"Je me souviens de la balle de match, je me souviens d'un ou deux autres points clefs. Mais tout le reste, c'est une espèce de brouhaha d'émotions. Et finalement ce dernier petit coup droit, qui nétait pas très esthétique, c'est vraiment une délivrance." Ce dernier petit coup droit dont parle Guy Forget bien des années plus tard, en 2014, c'est celui de la balle de titre. Alors qu'il pense, comme tout le public, offrir le sacre suite à un service-volée, il voit Pete Sampras s'arracher. La balle revient. Lentement. Entre le plongeon de l'Américain et la frappe libératrice de Forget, deux secondes s'écoulent. Une éternité. Le Français a alors tout le temps de cogiter (à partir de 1:20:58).
Par chance, Charles Xavier, le leader des X-Men, était présent ce jour-là à Lyon.
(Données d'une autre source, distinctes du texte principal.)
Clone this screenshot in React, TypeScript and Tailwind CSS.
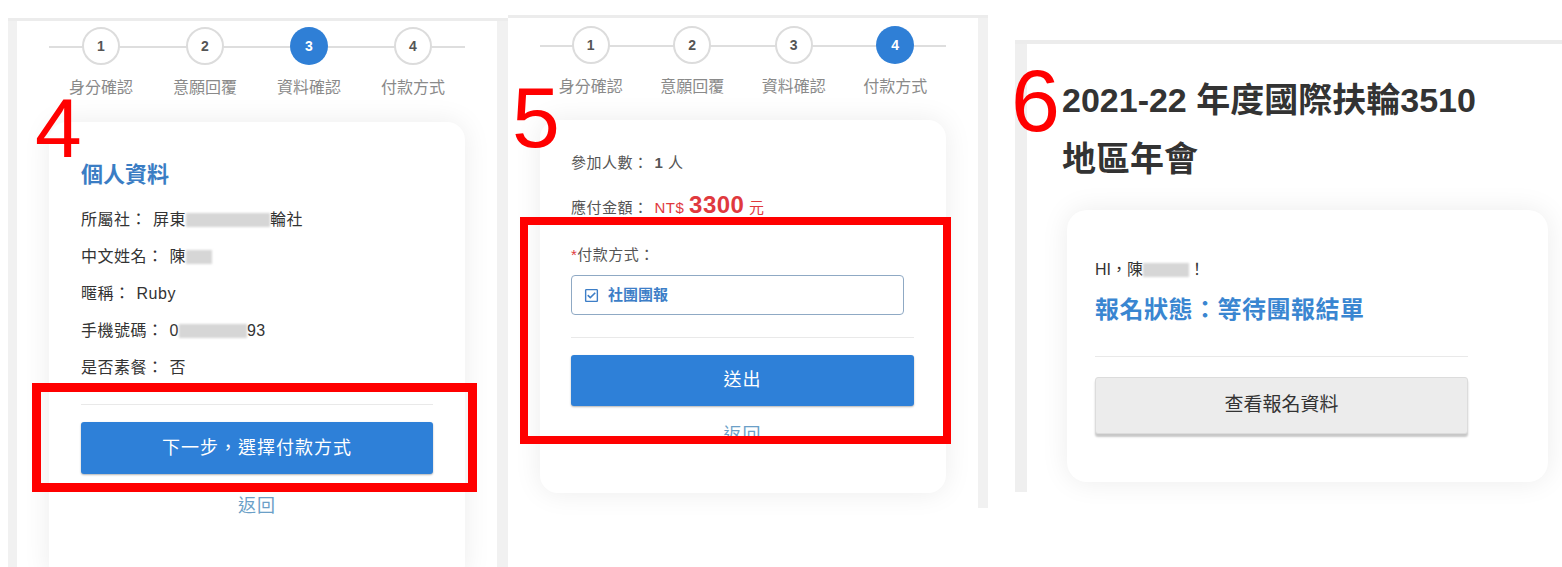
import { FaRegCheckSquare } from "react-icons/fa";

const steps = ["身分確認", "意願回覆", "資料確認", "付款方式"];

function Stepper({ active }: { active: number }) {
  return (
    <div className="relative grid grid-cols-4">
      <div className="absolute left-0 right-0 top-[19px] h-[2px] bg-[#dedede]" />
      {steps.map((s, i) => (
        <div key={s} className="relative flex flex-col items-center">
          {i + 1 === active ? (
            <div className="flex h-[38px] w-[38px] items-center justify-center rounded-full bg-[#2f7fd6] text-[14px] font-bold text-white">
              {i + 1}
            </div>
          ) : (
            <div className="flex h-[38px] w-[38px] items-center justify-center rounded-full border-2 border-[#dcdcdc] bg-white text-[14px] font-bold text-[#555]">
              {i + 1}
            </div>
          )}
          <div className="mt-[13px] text-[16px] leading-[20px] text-[#8a8a8a]">{s}</div>
        </div>
      ))}
    </div>
  );
}

function Blur({ w }: { w: number }) {
  return (
    <span
      className="inline-block h-[14px] bg-[#d6d6d6] align-[-2px] blur-[1px]"
      style={{ width: w }}
    />
  );
}

function Row({ label, children }: { label: string; children: React.ReactNode }) {
  return (
    <div className="text-[16px] leading-[37px] tracking-[0.5px] text-[#333]">
      {label}：<span className="ml-[6px]">{children}</span>
    </div>
  );
}

export default function App() {
  return (
    <div className="relative flex h-[567px] w-[1562px] items-start overflow-hidden bg-white font-['Liberation_Sans','Noto_Sans_CJK_TC',sans-serif]">
      {/* panel 4 */}
      <div className="ml-[8px] mt-[18px] flex h-[549px] w-[500px] border-t-[3px] border-[#ececec]">
        <div className="w-[9px] shrink-0 bg-[#f1f1f1]" />
        <div className="flex-1 px-[32px] pt-[6px]">
          <Stepper active={3} />
          <div className="mt-[24px] h-[460px] rounded-[18px] bg-white px-[32px] pt-[33px] shadow-[0_0_28px_rgba(0,0,0,0.08)]">
            <div className="text-[22px] font-bold leading-[40px] text-[#3a7dc4]">個人資料</div>
            <div className="mt-[6px]">
              <Row label="所屬社">
                屏東<Blur w={84} />輪社
              </Row>
              <Row label="中文姓名">
                陳<Blur w={26} />
              </Row>
              <Row label="暱稱">Ruby</Row>
              <Row label="手機號碼">
                0<Blur w={68} />93
              </Row>
              <Row label="是否素餐">否</Row>
            </div>
            <div className="mt-[18px] h-px bg-[#e9e9e9]" />
            <div className="mt-[17px] flex h-[52px] items-center justify-center rounded-[3px] bg-[#2e80d8] text-[18px] tracking-[1px] text-white shadow-[0_1px_2px_rgba(0,0,0,0.3)]">
              下一步，選擇付款方式
            </div>
            <div className="mt-[20px] text-center text-[18px] leading-[24px] tracking-[1px] text-[#6b9fc7]">返回</div>
          </div>
        </div>
        <div className="w-[11px] shrink-0 bg-[#f1f1f1]" />
      </div>

      {/* panel 5 */}
      <div className="mt-[15px] flex h-[493px] w-[480px] border-t-[3px] border-[#ececec]">
        <div className="flex-1 px-[32px] pt-[8px]">
          <Stepper active={4} />
          <div className="mt-[23px] rounded-[18px] bg-white pb-[46px] pl-[31px] pr-[32px] pt-[22px] shadow-[0_0_28px_rgba(0,0,0,0.08)]">
            <div className="text-[15px] leading-[42px] tracking-[0.5px] text-[#555]">
              參加人數：<span className="ml-[6px] font-bold">1</span> 人
            </div>
            <div className="text-[15px] leading-[42px] tracking-[0.5px] text-[#555]">
              應付金額：
              <span className="ml-[6px] text-[#e0393e]">
                NT$ <span className="text-[24px] font-bold">3300</span> 元
              </span>
            </div>
            <div className="mt-[14px] text-[15px] leading-[24px] tracking-[0.5px] text-[#555]">
              <span className="text-[#e0393e]">*</span>付款方式：
            </div>
            <div className="mt-[8px] flex h-[40px] w-[333px] items-center gap-[9px] rounded-[4px] border border-[#8fa9c4] px-[12px] text-[15px] font-bold text-[#3d7ec7]">
              <FaRegCheckSquare className="h-[15px] w-[15px]" />
              社團團報
            </div>
            <div className="mt-[22px] h-px bg-[#e9e9e9]" />
            <div className="mt-[17px] flex h-[51px] items-center justify-center rounded-[3px] bg-[#2e80d8] text-[18px] tracking-[1px] text-white shadow-[0_1px_2px_rgba(0,0,0,0.3)]">
              送出
            </div>
            <div className="mt-[17px] text-center text-[18px] leading-[24px] tracking-[1px] text-[#6b9fc7]">返回</div>
          </div>
        </div>
        <div className="w-[10px] shrink-0 bg-[#f1f1f1]" />
      </div>

      {/* panel 6 */}
      <div className="ml-[27px] mt-[40px] flex h-[452px] flex-1 border-t-[4px] border-[#ececec]">
        <div className="w-[12px] shrink-0 bg-[#efefef]" />
        <div className="flex-1 pt-[27px]">
          <div className="ml-[35px] text-[34px] font-bold leading-[59px] text-[#333]">
            2021-22 年度國際扶輪3510
            <br />
            地區年會
          </div>
          <div className="ml-[40px] mr-[14px] mt-[21px] rounded-[20px] bg-white pb-[48px] pl-[28px] pr-[80px] pt-[50px] shadow-[0_0_28px_rgba(0,0,0,0.08)]">
            <div className="text-[16px] leading-[20px] text-[#333]">
              HI，陳<Blur w={46} />！
            </div>
            <div className="mt-[14px] text-[24px] font-bold leading-[32px] tracking-[0.5px] text-[#3a86d1]">
              報名狀態：等待團報結單
            </div>
            <div className="mt-[30px] h-px bg-[#e9e9e9]" />
            <div className="mt-[20px] flex h-[57px] items-center justify-center rounded-[3px] border border-[#dcdcdc] bg-[#ececec] text-[19px] text-[#333] shadow-[0_3px_2px_rgba(0,0,0,0.22)]">
              查看報名資料
            </div>
          </div>
        </div>
      </div>

      {/* annotations */}
      <div className="absolute left-[35px] top-[86px] text-[84px] leading-none text-[#ff0000]">4</div>
      <div className="absolute left-[512px] top-[74px] text-[86px] leading-none text-[#ff0000]">5</div>
      <div className="absolute left-[1011px] top-[57px] text-[88px] leading-none text-[#ff0000]">6</div>
      <div className="absolute left-[32px] top-[383px] h-[109px] w-[445px] border-[9px] border-[#ff0000]" />
      <div className="absolute left-[520px] top-[217px] h-[227px] w-[431px] border-[8px] border-[#ff0000]" />
    </div>
  );
}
Voici ce que le mutant télépathe a lu dans les pensées du grand gaucher :
"Tous ces cris, ces gens debout... Ça y est, je l'ai fait, c'est fini, on a gagné ! Oh non, Pete y va ! Il plonge ce chtarbé ! Il se prend pour Johnny Weissmuller ou quoi ? Le gars ne lâche vraiment rien. Il est comme un poux capable de s'accrocher au crâne d'un chauve. La calvitie, un problème que n'aura jamais Agassi. Cette crinière qu'il a ! Foutu Andre... Il m'a coulé vendredi. J'étais sous l'eau.
En parlant de naufrage, je me demande quelles questions bateaux va encore me poser Nelson Monfort à la fin du match. Quelle galère ce Nelson ! Dès qu'il ouvre la bouche, j'ai l'impression d'être au Salon nautique. En tout cas, son interview va dépendre de ce que je fais de cette balle qui revient mollement vers moi. Satané Pete ! Comment l'a-t-il ramenée ? Pas de panique, Guy. Pas de panique.
Tu n'as plus qu'à frapper un coup facile, de débutant. Même un nonagénaire comme Jean Borotra le réussirait. Le fameux 'Basque bondissant'. La dernière Coupe Davis qu'on a gagné, c'était grâce à lui. Grâce aux 'Mousquetaires'. Ça fait un bail. Et maintenant il est là, en tribune, en train de vibrer pour nous à 93 balais. Sacré Jeannot. Et si jamais je ratais ? Que je boisais ? J'espère que son coeur ne va pas lâcher à cause de moi. Non, non, NON ! Enlève-toi cette idée de la tête ! Tu ne vas pas louper !
Ce vacarme dans le stade. Je n'entends plus rien. J'ai l'impression d'être à un concert de rock, l'oreille collée aux enceintes. Un vrai concert, avec de la vraie musique. Pas comme 'Saga Africa'. Franchement Yan, je t'adore, mais oublie cette idée de devenir chanteur. Tu vas vendre trois albums. C'est comme si Arnold Schwarzenegger voulait être gouverneur de Californie. Impossible. Personne ne voterait pour lui.
Bref. Reviens au jeu, Guy. Concentre-toi. Respire. Pete est au sol, impuissant, comme un boxeur attendant d'être compté. Tu n'as plus qu'à pousser la balle dans le court. Tranquillement. Regarde-la bien. Jusqu'au dernier moment. Jusqu'à ce que tu la frappes. Et ensuite, à nous le Saladier d'argent, le triomphe, la gloire. La cerise sur le gâteau pour moi, après mon entrée dans le top 10 cette saison grâce à mes titres à Cincinnati et Bercy. Chaque fois en battant Sampras, d'ailleurs. Ce type est mon porte bonheur. Je vais lui faire une petite blague à la fin :
'You'll never forget Forget.' C'est bon ça ! Je devrais proposer mes services à Raymond Devos. Je peux aussi la ressortir à tous les médias anglophones. Ça va faire un tabac. Bon sang ! La balle arrive et, à force de divaguer, je suis aussi bien placé qu'une blague grivoise à un enterrement. Reste calme, ce n'est rien. Quelques pas en arrière, et c'est bon.
Au diable la beauté technique, un tout petit coup droit suffira. Le coup droit le plus pourri de ma carrière. Le plus beau coup droit de ma vie."